Address on the occasion of the Launch of the Final Report of the World Commission on Dams by Nelson Mandela

Address on the occasion of the Launch of the Final Report of
the World Commission on Dams

16 November 2000, in Cabot Hall, London

Friends
Honoured Guests
Ladies and Gentlemen

It really gives me great pleasure to be present at and participate in this
occasion of the launch of the report of the World Commission on Dams.

This is not least so because of the strange phenomenon of the Minister of
Education from a certain country far down south on the African continent
chairing this World Commission on Dams.

That might surprise some, but those who know the man - as I am sure the
members of the Commission have come to do - will testify that his energy, drive
and abundant natural intelligence equip him excellently to give leadership in
such a project.

And after all, I may add, Kader Asmal was Minister of Water Affairs and
Forestry in the South African Cabinet - a position and portfolio in which he
excelled. Not only did he bring much needed services such as clean running water
to millions of people previously deprived of such basics; he succeeded in
planting in the national consciousness an unprecedented awareness of the vital
importance of water as scarce and depletable resource.

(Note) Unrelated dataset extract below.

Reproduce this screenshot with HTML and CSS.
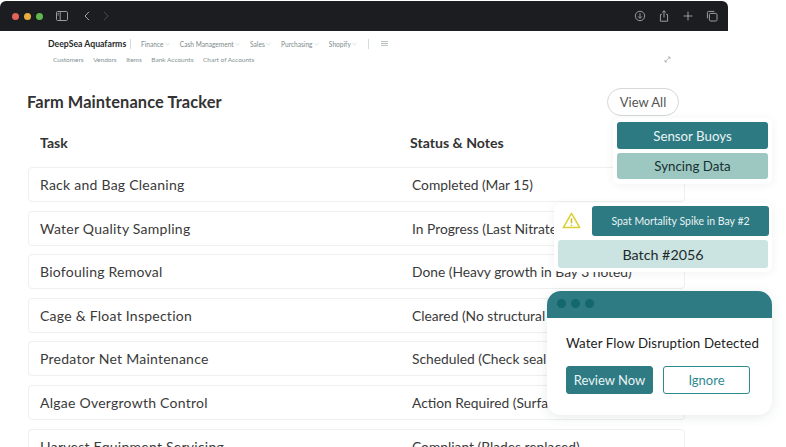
FILE: index.html
```html
<!DOCTYPE html>
<html lang="en">
<head>
<meta charset="utf-8">
<title>Farm Maintenance Tracker</title>
<link rel="stylesheet" href="styles.css">
</head>
<body>
<div class="stage">
  <header class="chrome">
    <div class="lights"><i class="red"></i><i class="amber"></i><i class="green"></i></div>
    <svg class="ic sidebar" viewBox="0 0 12 10"><rect x=".5" y=".5" width="11" height="9" rx="1.2"/><path d="M4.2.5v9M1.6 2.6h1.2M1.6 4h1.2"/></svg>
    <svg class="ic back" viewBox="0 0 6 10"><path d="M5 .8 1 5l4 4.2"/></svg>
    <svg class="ic fwd" viewBox="0 0 6 10"><path d="M1 .8 5 5 1 9.2"/></svg>
    <div class="chrome-tools">
      <svg class="ic tool" viewBox="0 0 12 12"><circle cx="6" cy="6" r="4.7"/><path d="M6 3.2v5M4 6.4l2 2 2-2"/></svg>
      <svg class="ic tool" viewBox="0 0 12 12"><path d="M3.8 4.4H2.4v6.8h7.2V4.4H8.2M6 7.5V.8M4.2 2.4 6 .8l1.8 1.6"/></svg>
      <svg class="ic tool" viewBox="0 0 12 12"><path d="M6 1.6v8.8M1.6 6h8.8"/></svg>
      <svg class="ic tool" viewBox="0 0 12 12"><rect x="3.4" y="3.4" width="7.6" height="7.6" rx="1.2"/><path d="M8.4 1.4H2.6a1.2 1.2 0 0 0-1.2 1.2v5.8"/></svg>
    </div>
  </header>

  <nav class="topnav">
    <div class="nav-main">
      <strong class="brand">DeepSea Aquafarms</strong>
      <span class="nav-sep"></span>
      <ul class="menu">
        <li>Finance<svg class="caret" viewBox="0 0 6 4"><path d="M.5.8 3 3.2 5.5.8"/></svg></li>
        <li>Cash Management<svg class="caret" viewBox="0 0 6 4"><path d="M.5.8 3 3.2 5.5.8"/></svg></li>
        <li>Sales<svg class="caret" viewBox="0 0 6 4"><path d="M.5.8 3 3.2 5.5.8"/></svg></li>
        <li>Purchasing<svg class="caret" viewBox="0 0 6 4"><path d="M.5.8 3 3.2 5.5.8"/></svg></li>
        <li>Shopify<svg class="caret" viewBox="0 0 6 4"><path d="M.5.8 3 3.2 5.5.8"/></svg></li>
      </ul>
      <span class="nav-sep"></span>
      <svg class="burger" viewBox="0 0 7 5"><path d="M0 .6h7M0 2.5h7M0 4.4h7"/></svg>
    </div>
    <div class="nav-sub">
      <ul class="submenu">
        <li>Customers</li><li>Vendors</li><li>Items</li><li>Bank Accounts</li><li>Chart of Accounts</li>
      </ul>
      <svg class="expand" viewBox="0 0 7 7"><path d="M1 6 6 1M3.8 1H6v2.2M1 3.8V6h2.2"/></svg>
    </div>
  </nav>

  <main class="content">
    <div class="title-row">
      <h1>Farm Maintenance Tracker</h1>
      <button class="view-all">View All</button>
    </div>
    <div class="table-head"><span>Task</span><span>Status &amp; Notes</span></div>
    <div class="rows">
      <div class="row"><span class="task">Rack and Bag Cleaning</span><span class="status">Completed (Mar 15)</span></div>
      <div class="row"><span class="task">Water Quality Sampling</span><span class="status">In Progress (Last Nitrate Test)</span></div>
      <div class="row"><span class="task">Biofouling Removal</span><span class="status">Done (Heavy growth in Bay 3 noted)</span></div>
      <div class="row"><span class="task">Cage &amp; Float Inspection</span><span class="status">Cleared (No structural damage)</span></div>
      <div class="row"><span class="task">Predator Net Maintenance</span><span class="status">Scheduled (Check seal lines)</span></div>
      <div class="row"><span class="task">Algae Overgrowth Control</span><span class="status">Action Required (Surface bloom)</span></div>
      <div class="row"><span class="task">Harvest Equipment Servicing</span><span class="status">Compliant (Blades replaced)</span></div>
    </div>
  </main>

  <aside class="card sensor">
    <div class="pill dark">Sensor Buoys</div>
    <div class="pill mid">Syncing Data</div>
  </aside>

  <aside class="card alert">
    <div class="alert-top">
      <svg class="warn" viewBox="0 0 20 18"><path d="M10 1.5 1.3 16.5h17.4z"/><path class="mark" d="M10 6.6v5.2M10 13.4v1.4"/></svg>
      <div class="pill dark spike">Spat Mortality Spike in Bay #2</div>
    </div>
    <div class="pill light batch">Batch #2056</div>
  </aside>

  <aside class="dialog">
    <div class="dialog-bar"><i></i><i></i><i></i></div>
    <div class="dialog-body">
      <p>Water Flow Disruption Detected</p>
      <div class="actions">
        <button class="btn solid">Review Now</button>
        <button class="btn outline">Ignore</button>
      </div>
    </div>
  </aside>
</div>
</body>
</html>
```
FILE: styles.css
```css
* { box-sizing: border-box; }
html, body { margin: 0; height: 100%; background: #fff; overflow: hidden; }
body { font-family: "Lato", "Noto Sans", sans-serif; color: #2b2b2b; }
ul { list-style: none; margin: 0; padding: 0; }
svg { display: block; fill: none; }

.stage { position: relative; width: 786px; height: 447px; overflow: hidden; }

/* browser chrome */
.chrome { width: 728px; height: 30px; margin-top: 1px; background: #1c1d21; border-radius: 6px 6px 0 0; display: flex; align-items: center; padding: 0 10px 0 12px; }
.lights { display: flex; gap: 5px; }
.lights i { width: 7px; height: 7px; border-radius: 50%; }
.red { background: #e2635a; }
.amber { background: #e9ae3f; }
.green { background: #5fb84e; }
.ic { stroke: #9b9c9f; stroke-width: 1; }
.sidebar { width: 12px; height: 10px; margin-left: 13px; }
.back { width: 6px; height: 10px; margin-left: 16px; stroke: #a9aaad; }
.fwd { width: 6px; height: 10px; margin-left: 13px; stroke: #4a4b4f; }
.chrome-tools { margin-left: auto; display: flex; gap: 12px; }
.tool { width: 12px; height: 12px; }

/* app nav */
.topnav { height: 39px; padding: 5px 0 0 48px; }
.nav-main { display: flex; align-items: center; height: 15px; }
.brand { font-size: 8.7px; font-weight: 700; color: #1f2a2a; width: 82px; white-space: nowrap; }
.nav-sep { width: 1px; height: 10px; background: #d6dada; }
.menu { display: flex; margin-left: 10px; gap: 10.3px; width: 227px; font-size: 6.6px; color: #7d8a8a; }
.menu li { display: flex; align-items: center; gap: 1px; white-space: nowrap; }
.caret { width: 5px; height: 4px; stroke: #a9b3b3; stroke-width: .5; }
.burger { width: 7px; height: 5px; margin-left: 12px; stroke: #9ba3a3; stroke-width: .7; }
.nav-sub { display: flex; align-items: center; height: 14px; margin-top: 1px; padding-left: 5px; }
.submenu { display: flex; gap: 9.5px; font-size: 6.5px; color: #7f9393; }
.expand { width: 7px; height: 7px; margin-left: 410px; stroke: #8c9494; stroke-width: .6; }

/* content */
.content { padding: 0 101px 0 28px; }
.title-row { display: flex; align-items: center; justify-content: space-between; height: 28px; margin-top: 18px; }
h1 { margin: 0 0 2px -1px; font-size: 16.4px; font-weight: 700; letter-spacing: .1px; color: #333; }
.view-all { width: 72px; height: 28px; margin-right: 6px; border: 1px solid #d5d8d8; border-radius: 14px; background: #fff; font: 400 13px "Lato", sans-serif; color: #555; padding: 0; }
.table-head { display: grid; grid-template-columns: 370px 1fr; height: 32px; margin-top: 10px; padding: 0 12px; align-items: center; font-size: 14.1px; font-weight: 700; color: #333; }
.rows { display: flex; flex-direction: column; gap: 8.6px; margin-top: 9px; width: 657px; }
.row { display: grid; grid-template-columns: 372px 1fr; flex: none; height: 35px; padding: 0 11px; align-items: center; border: 1px solid #eeefef; border-radius: 4px; color: #3a3a3a; white-space: nowrap; }
.task { font-size: 14px; letter-spacing: .25px; }
.status { font-size: 13.8px; }

/* floating cards */
.card { position: absolute; background: #fff; border-radius: 6px; box-shadow: 0 1px 8px rgba(60, 80, 80, .08); padding: 4px; display: flex; flex-direction: column; gap: 4px; }
.sensor { left: 613px; top: 118px; width: 159px; height: 66px; }
.pill { display: flex; align-items: center; justify-content: center; border-radius: 3px; font-size: 13.3px; }
.pill.dark { background: #2d7a83; color: #e9f3f3; }
.pill.mid { background: #9cc8c1; color: #173030; }
.pill.light { background: #cbe4e1; color: #1e2a2a; }
.sensor .pill { height: 27px; }
.sensor .pill.mid { height: 26px; }
.alert { left: 554px; top: 203px; width: 218px; height: 69px; padding-top: 3px; }
.alert-top { display: flex; align-items: center; justify-content: space-between; padding-left: 4px; }
.warn { width: 19px; height: 17px; margin-bottom: 2px; stroke: #d9cf2f; stroke-width: 1.6; stroke-linejoin: round; }
.warn .mark { stroke: #c9bf2b; }
.spike { width: 177px; height: 30px; margin-right: -1px; font-size: 10.5px; }
.batch { height: 29px; font-size: 14.3px; width: 210px; }
.dialog { position: absolute; left: 547px; top: 291px; width: 225px; height: 124px; background: #fff; border-radius: 14px; box-shadow: 0 2px 12px rgba(60, 80, 80, .12); overflow: hidden; }
.dialog-bar { height: 27px; background: #2f7b84; display: flex; align-items: center; gap: 5px; padding: 0 10px 2px; }
.dialog-bar i { width: 9px; height: 9px; border-radius: 50%; background: #13686c; }
.dialog-body { padding: 17px 19px; }
.dialog-body p { margin: 0; font-size: 13.3px; font-weight: 400; letter-spacing: .1px; color: #222; white-space: nowrap; }
.actions { display: flex; gap: 10px; margin-top: 15px; }
.btn { width: 87px; height: 28px; border-radius: 3px; font: 400 13px "Lato", sans-serif; padding: 0; }
.solid { background: #2f7b84; border: 1px solid #2f7b84; color: #eaf4f4; }
.outline { background: #fff; border: 1.5px solid #2f8a8f; color: #2f8a8f; }
```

He has in the meantime, now that I have become an unemployed pensioner and he
a Minister of Education, deserted me. It is therefore good to be able to catch
up with him again here in London!

I am aware that the issue of dams and their benefits and impacts has become
one of the battlegrounds in the sustainable development arena. The establishment
of the Commission was well timed and its report will certainly be an important
contribution to those debates and our understanding of them.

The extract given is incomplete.